Your task is to give the listing below back word for word, pictures excluded.

- [Source material]
[Start]

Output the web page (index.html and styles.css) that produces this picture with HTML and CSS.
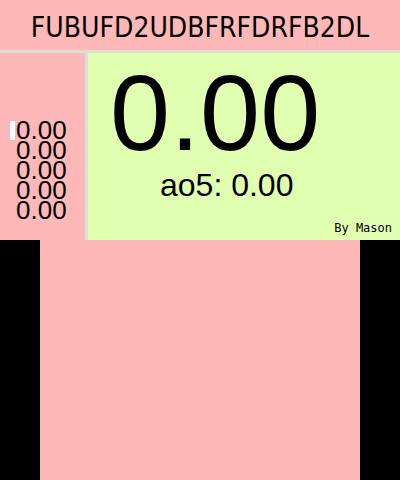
FILE: index.html
```html
<!DOCTYPE html>
<html>
<head>
<meta charset="utf-8">
<link rel="stylesheet" href="styles.css">
</head>
<body>
<div class="page">
  <header class="scramble">FUBUFD2UDBFRFDRFB2DL</header>
  <div class="main-row">
    <div class="times">
      <div class="time-line"><span class="cursor"></span><span>0.00</span></div>
      <div class="time-line"><span>0.00</span></div>
      <div class="time-line"><span>0.00</span></div>
      <div class="time-line"><span>0.00</span></div>
      <div class="time-line"><span>0.00</span></div>
    </div>
    <div class="timer">
      <div class="big-time">0.00</div>
      <div class="average">ao5: 0.00</div>
      <div class="credit">By Mason</div>
    </div>
  </div>
  <div class="footer-area"></div>
</div>
</body>
</html>
```
FILE: styles.css
```css
html, body {
  margin: 0;
  padding: 0;
  height: 100%;
  background: #000;
}
.page {
  display: flex;
  flex-direction: column;
  height: 480px;
}
.scramble {
  height: 44px;
  padding-top: 6px;
  line-height: 44px;
  background: #ffb8b8;
  text-align: center;
  font-family: "DejaVu Sans", sans-serif;
  font-stretch: condensed;
  font-size: 28px;
  color: #000;
}
.main-row {
  display: flex;
  height: 187px;
  border-top: 3px solid #dddddd;
}
.times {
  width: 75px;
  padding: 67px 0 0 10px;
  background: #ffb8b8;
  border-right: 3px solid #dddddd;
  font-family: "Liberation Sans", Arial, sans-serif;
  font-size: 26px;
  line-height: 20px;
  color: #000;
}
.time-line {
  display: flex;
  align-items: center;
  padding-left: 6px;
}
.time-line:first-child {
  padding-left: 0;
}
.cursor {
  display: inline-block;
  width: 5px;
  height: 19px;
  margin-right: 1px;
  background: #fff;
}
.timer {
  flex: 1;
  display: flex;
  flex-direction: column;
  background: #e0ffb0;
  font-family: "Liberation Sans", Arial, sans-serif;
  color: #000;
}
.big-time {
  padding: 6px 0 0 22px;
  font-size: 108px;
  line-height: 108px;
}
.average {
  padding-left: 72px;
  font-size: 32px;
  line-height: 36px;
}
.credit {
  margin-top: auto;
  padding: 0 8px 5px 0;
  text-align: right;
  font-family: "DejaVu Sans Mono", monospace;
  font-size: 12px;
  line-height: 14px;
}
.footer-area {
  flex: 1;
  margin: 0 40px;
  background: #ffb8b8;
}
```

[End]

- [Result for this task]
Output the web page (index.html and styles.css) that produces this picture with HTML and CSS.
FILE: index.html
```html
<!DOCTYPE html>
<html>
<head>
<meta charset="utf-8">
<link rel="stylesheet" href="styles.css">
</head>
<body>
<div class="page">
  <header class="scramble">FUBUFD2UDBFRFDRFB2DL</header>
  <div class="main-row">
    <div class="times">
      <div class="time-line"><span class="cursor"></span><span>0.00</span></div>
      <div class="time-line"><span>0.00</span></div>
      <div class="time-line"><span>0.00</span></div>
      <div class="time-line"><span>0.00</span></div>
      <div class="time-line"><span>0.00</span></div>
    </div>
    <div class="timer">
      <div class="big-time">0.00</div>
      <div class="average">ao5: 0.00</div>
      <div class="credit">By Mason</div>
    </div>
  </div>
  <div class="footer-area"></div>
</div>
</body>
</html>
```
FILE: styles.css
```css
html, body {
  margin: 0;
  padding: 0;
  height: 100%;
  background: #000;
}
.page {
  display: flex;
  flex-direction: column;
  height: 480px;
}
.scramble {
  height: 44px;
  padding-top: 6px;
  line-height: 44px;
  background: #ffb8b8;
  text-align: center;
  font-family: "DejaVu Sans", sans-serif;
  font-stretch: condensed;
  font-size: 28px;
  color: #000;
}
.main-row {
  display: flex;
  height: 187px;
  border-top: 3px solid #dddddd;
}
.times {
  width: 75px;
  padding: 67px 0 0 10px;
  background: #ffb8b8;
  border-right: 3px solid #dddddd;
  font-family: "Liberation Sans", Arial, sans-serif;
  font-size: 26px;
  line-height: 20px;
  color: #000;
}
.time-line {
  display: flex;
  align-items: center;
  padding-left: 6px;
}
.time-line:first-child {
  padding-left: 0;
}
.cursor {
  display: inline-block;
  width: 5px;
  height: 19px;
  margin-right: 1px;
  background: #fff;
}
.timer {
  flex: 1;
  display: flex;
  flex-direction: column;
  background: #e0ffb0;
  font-family: "Liberation Sans", Arial, sans-serif;
  color: #000;
}
.big-time {
  padding: 6px 0 0 22px;
  font-size: 108px;
  line-height: 108px;
}
.average {
  padding-left: 72px;
  font-size: 32px;
  line-height: 36px;
}
.credit {
  margin-top: auto;
  padding: 0 8px 5px 0;
  text-align: right;
  font-family: "DejaVu Sans Mono", monospace;
  font-size: 12px;
  line-height: 14px;
}
.footer-area {
  flex: 1;
  margin: 0 40px;
  background: #ffb8b8;
}
```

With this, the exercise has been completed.